• **The request**:
List every line in this data where the string "screenshot" occurs.

• **Records shown**:
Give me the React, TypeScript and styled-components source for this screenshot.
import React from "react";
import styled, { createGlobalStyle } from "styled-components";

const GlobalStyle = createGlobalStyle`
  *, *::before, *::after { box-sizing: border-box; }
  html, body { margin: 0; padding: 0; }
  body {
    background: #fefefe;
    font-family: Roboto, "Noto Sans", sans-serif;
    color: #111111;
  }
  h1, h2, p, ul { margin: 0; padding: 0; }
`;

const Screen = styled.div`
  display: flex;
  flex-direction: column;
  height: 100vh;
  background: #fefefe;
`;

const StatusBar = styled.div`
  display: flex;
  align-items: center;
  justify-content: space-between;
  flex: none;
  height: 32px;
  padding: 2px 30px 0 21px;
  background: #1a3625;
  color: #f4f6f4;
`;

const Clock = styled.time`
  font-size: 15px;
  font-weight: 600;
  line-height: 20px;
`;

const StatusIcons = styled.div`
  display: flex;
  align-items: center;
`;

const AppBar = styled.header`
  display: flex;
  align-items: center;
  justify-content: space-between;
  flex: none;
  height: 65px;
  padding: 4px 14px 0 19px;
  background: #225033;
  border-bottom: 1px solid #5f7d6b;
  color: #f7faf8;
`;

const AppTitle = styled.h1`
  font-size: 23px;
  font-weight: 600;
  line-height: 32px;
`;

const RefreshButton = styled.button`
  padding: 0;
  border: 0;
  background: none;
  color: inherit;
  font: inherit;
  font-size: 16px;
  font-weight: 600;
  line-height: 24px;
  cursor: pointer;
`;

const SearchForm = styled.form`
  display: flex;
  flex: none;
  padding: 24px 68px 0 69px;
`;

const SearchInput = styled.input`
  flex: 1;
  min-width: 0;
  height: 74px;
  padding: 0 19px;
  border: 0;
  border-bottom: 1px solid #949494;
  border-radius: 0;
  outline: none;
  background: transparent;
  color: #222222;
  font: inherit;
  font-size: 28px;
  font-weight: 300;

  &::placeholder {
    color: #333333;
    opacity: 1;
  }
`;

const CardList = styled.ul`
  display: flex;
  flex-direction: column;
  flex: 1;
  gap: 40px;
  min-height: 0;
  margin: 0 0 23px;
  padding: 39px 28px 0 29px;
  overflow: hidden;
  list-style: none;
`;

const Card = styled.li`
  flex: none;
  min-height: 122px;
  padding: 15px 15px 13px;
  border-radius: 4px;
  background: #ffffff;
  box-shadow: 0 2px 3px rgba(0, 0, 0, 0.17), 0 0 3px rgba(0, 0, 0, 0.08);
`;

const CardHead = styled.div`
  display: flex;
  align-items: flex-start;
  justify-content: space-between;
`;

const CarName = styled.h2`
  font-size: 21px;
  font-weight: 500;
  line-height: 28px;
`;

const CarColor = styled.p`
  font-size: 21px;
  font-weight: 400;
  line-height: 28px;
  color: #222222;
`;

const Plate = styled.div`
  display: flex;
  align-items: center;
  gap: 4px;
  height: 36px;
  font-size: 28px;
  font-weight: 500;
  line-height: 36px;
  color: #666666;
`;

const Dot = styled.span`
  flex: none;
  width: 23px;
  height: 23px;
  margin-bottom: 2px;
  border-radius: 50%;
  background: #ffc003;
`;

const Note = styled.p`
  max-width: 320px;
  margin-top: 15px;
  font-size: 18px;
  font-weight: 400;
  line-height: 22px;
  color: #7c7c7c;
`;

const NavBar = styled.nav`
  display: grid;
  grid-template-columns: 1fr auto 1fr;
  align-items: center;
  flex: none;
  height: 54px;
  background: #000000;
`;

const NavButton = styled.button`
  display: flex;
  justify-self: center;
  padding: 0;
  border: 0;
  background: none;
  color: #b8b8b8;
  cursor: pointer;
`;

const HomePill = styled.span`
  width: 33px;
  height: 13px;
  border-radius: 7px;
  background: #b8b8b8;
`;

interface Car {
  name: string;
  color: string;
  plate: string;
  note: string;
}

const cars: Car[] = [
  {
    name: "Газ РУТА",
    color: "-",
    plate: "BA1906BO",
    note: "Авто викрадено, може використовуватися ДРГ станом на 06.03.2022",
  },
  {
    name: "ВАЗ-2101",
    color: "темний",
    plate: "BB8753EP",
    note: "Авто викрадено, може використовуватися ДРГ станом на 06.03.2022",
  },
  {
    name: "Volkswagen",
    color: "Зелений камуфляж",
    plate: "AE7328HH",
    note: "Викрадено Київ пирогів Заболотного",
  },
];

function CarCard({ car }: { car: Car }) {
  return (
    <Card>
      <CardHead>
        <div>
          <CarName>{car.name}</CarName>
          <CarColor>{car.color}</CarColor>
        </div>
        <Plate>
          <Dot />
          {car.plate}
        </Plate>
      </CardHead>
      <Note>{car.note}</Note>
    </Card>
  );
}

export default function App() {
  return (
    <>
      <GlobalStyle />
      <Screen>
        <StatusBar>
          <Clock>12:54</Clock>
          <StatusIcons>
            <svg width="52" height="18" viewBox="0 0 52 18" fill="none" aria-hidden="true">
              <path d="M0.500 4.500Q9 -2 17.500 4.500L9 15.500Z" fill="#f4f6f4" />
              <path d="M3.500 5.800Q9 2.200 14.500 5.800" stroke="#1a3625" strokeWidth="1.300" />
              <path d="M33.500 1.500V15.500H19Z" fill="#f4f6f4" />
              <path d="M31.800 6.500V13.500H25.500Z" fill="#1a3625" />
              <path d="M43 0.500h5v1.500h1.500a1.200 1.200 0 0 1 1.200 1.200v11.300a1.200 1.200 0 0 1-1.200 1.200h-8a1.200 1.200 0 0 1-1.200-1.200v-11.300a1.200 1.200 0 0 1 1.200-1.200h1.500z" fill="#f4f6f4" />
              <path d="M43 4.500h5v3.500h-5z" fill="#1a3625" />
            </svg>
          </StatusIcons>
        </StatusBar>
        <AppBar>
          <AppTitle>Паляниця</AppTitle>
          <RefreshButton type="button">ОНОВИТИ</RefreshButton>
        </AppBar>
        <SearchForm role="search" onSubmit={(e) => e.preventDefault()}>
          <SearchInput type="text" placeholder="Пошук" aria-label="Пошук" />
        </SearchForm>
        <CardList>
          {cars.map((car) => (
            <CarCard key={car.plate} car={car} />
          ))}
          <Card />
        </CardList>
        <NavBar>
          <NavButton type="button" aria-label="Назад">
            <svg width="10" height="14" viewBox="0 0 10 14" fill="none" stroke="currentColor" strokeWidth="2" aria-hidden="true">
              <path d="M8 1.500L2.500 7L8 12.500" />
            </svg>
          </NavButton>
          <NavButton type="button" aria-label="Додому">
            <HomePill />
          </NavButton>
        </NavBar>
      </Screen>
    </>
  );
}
---
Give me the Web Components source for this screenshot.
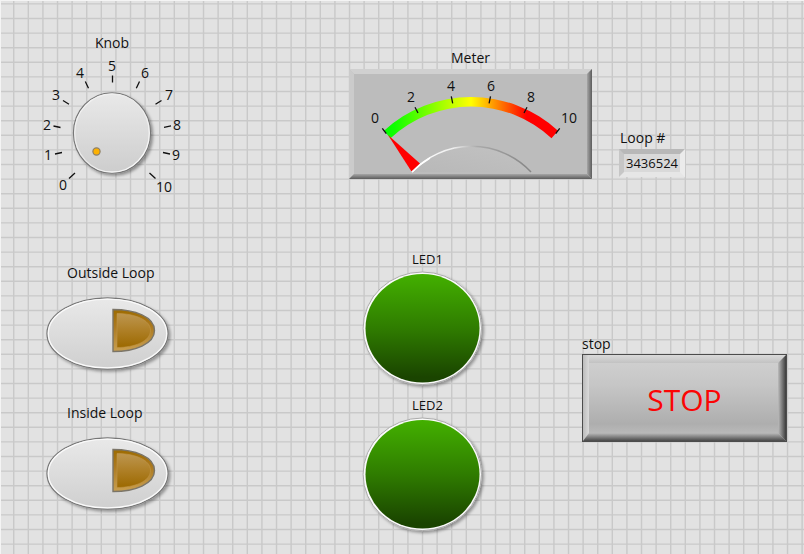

• **Written solution**:
Give me the React, TypeScript and styled-components source for this screenshot.
Give me the Web Components source for this screenshot.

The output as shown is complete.